‘Imposter Syndrome’ is defined by Warwick’s Wellbeing Service as “a psychological phenomenon in which people doubt their accomplishments…and fear being exposed as a ‘fraud’, despite evident success or external proof of competence”. These fears are felt by countless students across the globe, but can feel incredibly isolating. This post provides three practical tips to beat those doubts.
Personally, I have always experienced these feelings of worry surrounding my achievements. It can be tricky to learn and socialise as normal if you are convinced that every previous success was merely a result of luck (and that someday your luck will run out). These feelings were suddenly amplified when I arrived at university. Being surrounded by students that all seemed unbelievably intelligent only made things worse.

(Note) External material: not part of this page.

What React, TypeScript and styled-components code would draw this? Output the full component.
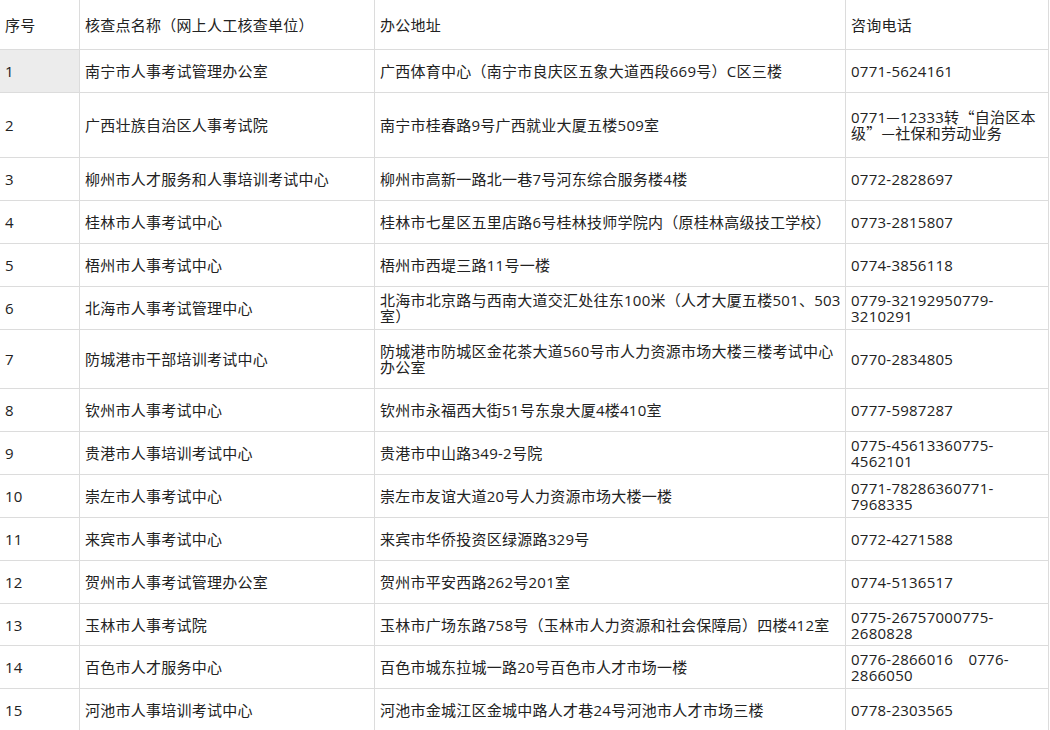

However – there is hope! It took some work, and it wasn’t a quick process, but I’ve collected three tips that helped me combat my Imposter Syndrome and will hopefully help you too. It can be difficult to find concrete and practical advice online that isn’t just “Believe in yourself!”, but these tips are accessible and can be adapted to suit your preferences. Most of them you can even do right now, so give them a go!
Tip #1: Connect with Others Imposter Syndrome can happen to anyone, and feels incredibly isolating. It’s easy to believe you are the only person in the world who has these doubts and fears, but I can absolutely assure you that you are not alone. After starting university, I was overwhelmed by my classmates who all seemed miles more intelligent than me. I spent most of my seminars giving rambling answers that felt silly, while my clever peers gave short, decisive answers. After a while of feeling terrified, I plucked up the courage to tell a classmate how impressed I was by her intelligent and concise answers. She was shocked, having felt like she never had much to contribute, and had instead been impressed by the length of my long-winded answers. Connecting with others to explain these feelings of doubt is an incredibly difficult thing to do, but it can be equally rewarding. Reaching out to closer family or friends can also create a more consistent support system. Often, they may have experience with factors that contribute to your Imposter Syndrome, such as gender, race, class, or educational background. Sharing your experiences is a very validating thing to do, and can help reassure you that others encounter the same feelings.
Tip #2: Validate Yourself!
It seems like cheesy advice, but it really is so important to recognise that your feelings, although very real, are only feelings. It can be easy to accept your doubtful thoughts as concrete facts – when they really aren’t! To combat this negativity, I like to use affirmations or mantras. Here are a few of mine:
“I deserve to be where I am.”
“I have worked hard to achieve my successes.”
“I am all the positive things people say about me and more.”
“I am worthy of good things happening to me.”
“I deserve celebration.”
Although it might feel a little bizarre, I like having phrases to repeat and reassure myself when I feel my anxieties creeping in. Writing these down several times on a piece of paper can be a very grounding exercise, and helps to solidify these statements as fact.
Tip 3: Make a Success Sheet
This one takes a little time to accumulate, but is incredibly useful in moments when you lack confidence. Begin a ‘Success Sheet’ (Triumph Table? Glory Google Doc?) on whichever word processor suits you best. Create a no-pressure compilation of your past successes – big or small! These can range from a brilliant academic result, to a new job, to a compliment a stranger gave you on the bus. I like to date mine, record where this success came from, and write a short description. Then you can return to this Success Sheet to remind yourself of what you have previously achieved, if feelings of insecurity become overwhelming. This is a great reminder of your undeniable accomplishments, and proves that you have previously overcome Imposter Syndrome, and can do it again! (This tip is also coincidentally useful for job applications – it’s great to have a list of your achievements to discuss.)
These three tips aren’t instant fixes, but make a huge difference if applied over time.